Le commentaire d’un pareil groupe est dans les traités mystiques contemporains, dans ce célèbre Guide de Molinos, réimprimé vingt fois en douze ans, et qui de palais en palais, dans cette Rome inoccupée, conduisait les âmes par les sentiers embrouillés d’une spiritualité nouvelle jusqu’à l’amour sans amant, et de là plus loin[1]. Tandis que l’Espagne exaltée se consumait dans son catholicisme comme un cierge dans sa flamme, et par ses peintres, par ses poètes, prolongeait l’enthousiasme fiévreux dont saint Ignace et sainte Thérèse avaient brûlé, la sensuelle Italie, ôtant les épines de la dévotion, la respirait comme une rose épanouie, et dans les belles saintes de son Guide, dans les séduisantes Madeleines de son Guerchin, dans les gracieuses rondeurs et les chairs riantes de ses derniers maîtres, accommodait la religion aux douceurs voluptueuses de ses mœurs et de ses sonnets. « Il y a six degrés dans la contemplation, disait Molinos : ce sont le feu, l’onction, l’élévation, l’illumination, le goût et le repos… L’onction est une liqueur suave et spirituelle, qui, se répandant dans toute l’âme, l’instruit et la fortifie… Le goût est un goût savoureux de la divine présence… Le repos est une suave et merveilleuse tranquillité, où l’abondance de la félicité et de la paix est si grande qu’il semble à l’âme qu’elle est dans un sommeil suave, comme si elle s’abandonnait et se reposait sur la divine poitrine amoureuse… Il y a beaucoup d’autres degrés de la contemplation, comme l’extase, les transports, la liquéfaction, la pâmoison, le triomphe, le baiser, les embrassemens, l’exultation, l’union, la transformation, les fiançailles, le mariage[2]. » Il professait tout cela et arrivait à la pratique.
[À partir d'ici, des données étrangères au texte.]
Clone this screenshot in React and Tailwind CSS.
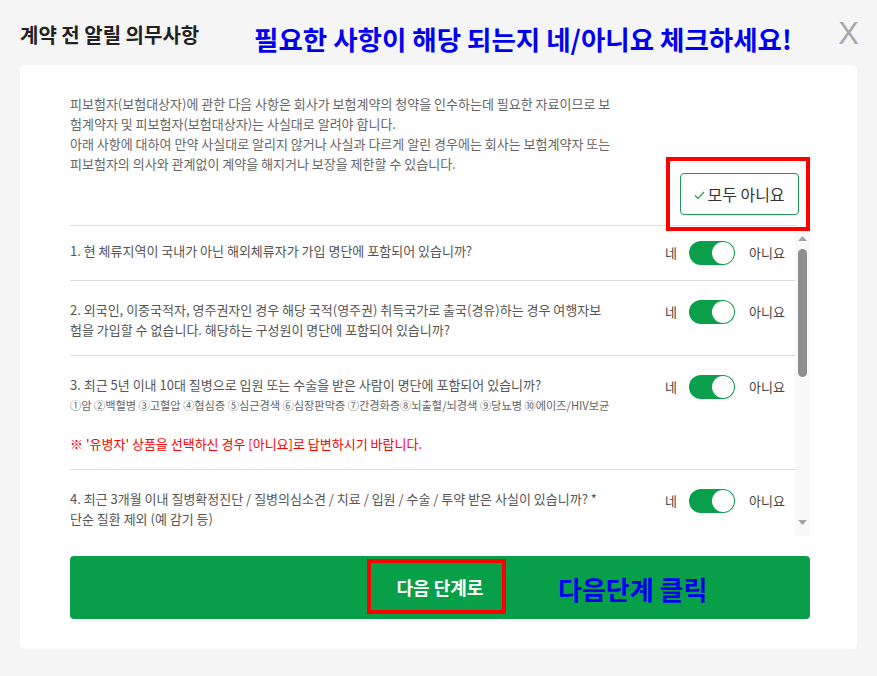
import React from "react";

const font = { fontFamily: '"Noto Sans CJK KR", "Noto Sans", sans-serif' };

function Toggle() {
  return (
    <div className="flex items-center text-[13px] text-[#444]">
      <span className="w-[12px]">네</span>
      <div className="ml-[12px] flex h-[24px] w-[46px] items-center justify-end rounded-full bg-[#0a9f4b] p-[1px]">
        <div className="h-[22px] w-[22px] rounded-full bg-white" />
      </div>
      <span className="ml-[14px]">아니요</span>
    </div>
  );
}

function Row({ children, first, last }) {
  return (
    <div
      className={`flex items-start justify-between pr-[10px] ${
        first ? "pt-[15px] pb-[15px]" : "pt-[19px] pb-[15px]"
      } ${last ? "" : "border-b border-[#dcdcdc]"}`}
    >
      <div className="w-[570px] text-[13px] leading-[20px] text-[#555]">{children}</div>
      <Toggle />
    </div>
  );
}

export default function App() {
  return (
    <div className="min-h-screen w-[877px] bg-[#f5f5f5]" style={font}>
      {/* Header */}
      <div className="relative flex h-[65px] items-start justify-between px-[20px]">
        <h2 className="mt-[21px] text-[20px] font-bold leading-[28px] text-[#222]">계약 전 알릴 의무사항</h2>
        <span className="pointer-events-none absolute left-[254px] top-[22px] whitespace-nowrap text-[26.5px] font-bold leading-[34px] text-[#0000f0]">
          필요한 사항이 해당 되는지 네/아니요 체크하세요!
        </span>
        <button
          className="mt-[14px] mr-[-2px] text-[31px] leading-[40px] text-[#a8a8a8]"
          style={{ fontFamily: '"Liberation Sans", Arial, sans-serif' }}
        >
          X
        </button>
      </div>

      {/* Card */}
      <div className="relative mx-[20px] h-[584px] rounded-[5px] bg-white px-[50px] pt-[29px]">
        {/* Intro */}
        <div className="w-[727px] border-b border-[#dcdcdc] pb-[10px]">
          <p className="text-[13px] leading-[20px] text-[#666]">
            피보험자(보험대상자)에 관한 다음 사항은 회사가 보험계약의 청약을 인수하는데 필요한 자료이므로 보<br />
            험계약자 및 피보험자(보험대상자)는 사실대로 알려야 합니다.<br />
            아래 사항에 대하여 만약 사실대로 알리지 않거나 사실과 다르게 알린 경우에는 회사는 보험계약자 또는<br />
            피보험자의 의사와 관계없이 계약을 해지거나 보장을 제한할 수 있습니다.
          </p>
          <div className="-mt-[1px] flex justify-end">
            <button className="mr-[-2px] flex h-[42px] w-[119px] items-center justify-center rounded-[4px] border border-[#1d9d52] text-[16px] text-[#333]">
              <svg width="11" height="9" viewBox="0 0 11 9" className="mr-[2px] mt-[2px]">
                <polyline points="1,4.5 4,7.5 10,1" fill="none" stroke="#1d9d52" strokeWidth="1.2" />
              </svg>
              모두 아니요
            </button>
          </div>
        </div>

        {/* annotation box */}
        <div className="pointer-events-none absolute left-[646px] top-[92px] h-[74px] w-[144px] border-[4px] border-[#ff0000]" />

        {/* Question list */}
        <div className="flex h-[310px] w-[740px]">
          <div className="h-full w-[725px] overflow-hidden">
            <Row first>1. 현 체류지역이 국내가 아닌 해외체류자가 가입 명단에 포함되어 있습니까?</Row>
            <Row>
              2. 외국인, 이중국적자, 영주권자인 경우 해당 국적(영주권) 취득국가로 출국(경유)하는 경우 여행자보<br />
              험을 가입할 수 없습니다. 해당하는 구성원이 명단에 포함되어 있습니까?
            </Row>
            <Row>
              3. 최근 5년 이내 10대 질병으로 입원 또는 수술을 받은 사람이 명단에 포함되어 있습니까?
              <div className="whitespace-nowrap text-[11.2px] leading-[20px] text-[#666]">
                ①암 ②백혈병 ③고혈압 ④협심증 ⑤심근경색 ⑥심장판막증 ⑦간경화증⑧뇌출혈/뇌경색 ⑨당뇨병 ⑩에이즈/HIV보균
              </div>
              <div className="mt-[19px] text-[#ff0000]">
                ※ '유병자' 상품을 선택하신 경우 [아니요]로 답변하시기 바랍니다.
              </div>
            </Row>
            <Row last>
              4. 최근 3개월 이내 질병확정진단 / 질병의심소견 / 치료 / 입원 / 수술 / 투약 받은 사실이 있습니까? *<br />
              단순 질환 제외 (예 감기 등)
            </Row>
          </div>
          {/* scrollbar */}
          <div className="mt-[5px] flex h-[305px] w-[15px] flex-col items-center bg-[#f9f9f9]">
            <svg width="9" height="5" viewBox="0 0 9 5" className="mt-[5px]">
              <polygon points="0,5 4.5,0 9,5" fill="#a3a3a3" />
            </svg>
            <div className="mt-[8px] h-[128px] w-[9px] rounded-full bg-[#8e8e8e]" />
            <div className="flex-1" />
            <svg width="9" height="5" viewBox="0 0 9 5" className="mb-[11px]">
              <polygon points="0,0 9,0 4.5,5" fill="#a3a3a3" />
            </svg>
          </div>
        </div>

        {/* Next button */}
        <div className="relative mt-[20px] flex h-[63px] w-[740px] items-center justify-center rounded-[4px] bg-[#07a048]">
          <span className="text-[18px] font-bold text-white">다음 단계로</span>
          <div className="pointer-events-none absolute left-[297px] top-[3px] h-[55px] w-[139px] border-[4px] border-[#ff0000]" />
          <span className="pointer-events-none absolute left-[488px] top-[16px] whitespace-nowrap text-[26px] font-bold leading-[34px] text-[#0000f0]">
            다음단계 클릭
          </span>
        </div>
      </div>
    </div>
  );
}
Dans ce monde affaissé et gâté, où l’esprit, vide de grands intérêts, n’était rempli que d’intrigues et de parades, la partie passionnée et imaginative de l’âme ne trouvait d’autre débouché que la conversation sentimentale et galante. De l’amour terrestre, quand venait le remords, on passait à l’amour céleste, et au bout d’un temps, sous une pareille doctrine, on éprouvait que de l’amant au directeur rien n’était changé.

J’ai lu dernièrement l’Adone de Marini, et c’est dans ce poème,

  1. Voyez les articles 41 et 42 de son interrogatoire. « En ces cas et autres, qui sans cela seraient coupables, il n’y a pas péché, parce qu’il n’y a pas consentement. »
  2. Guida Spirituale, 1675, liv. II, p. 183.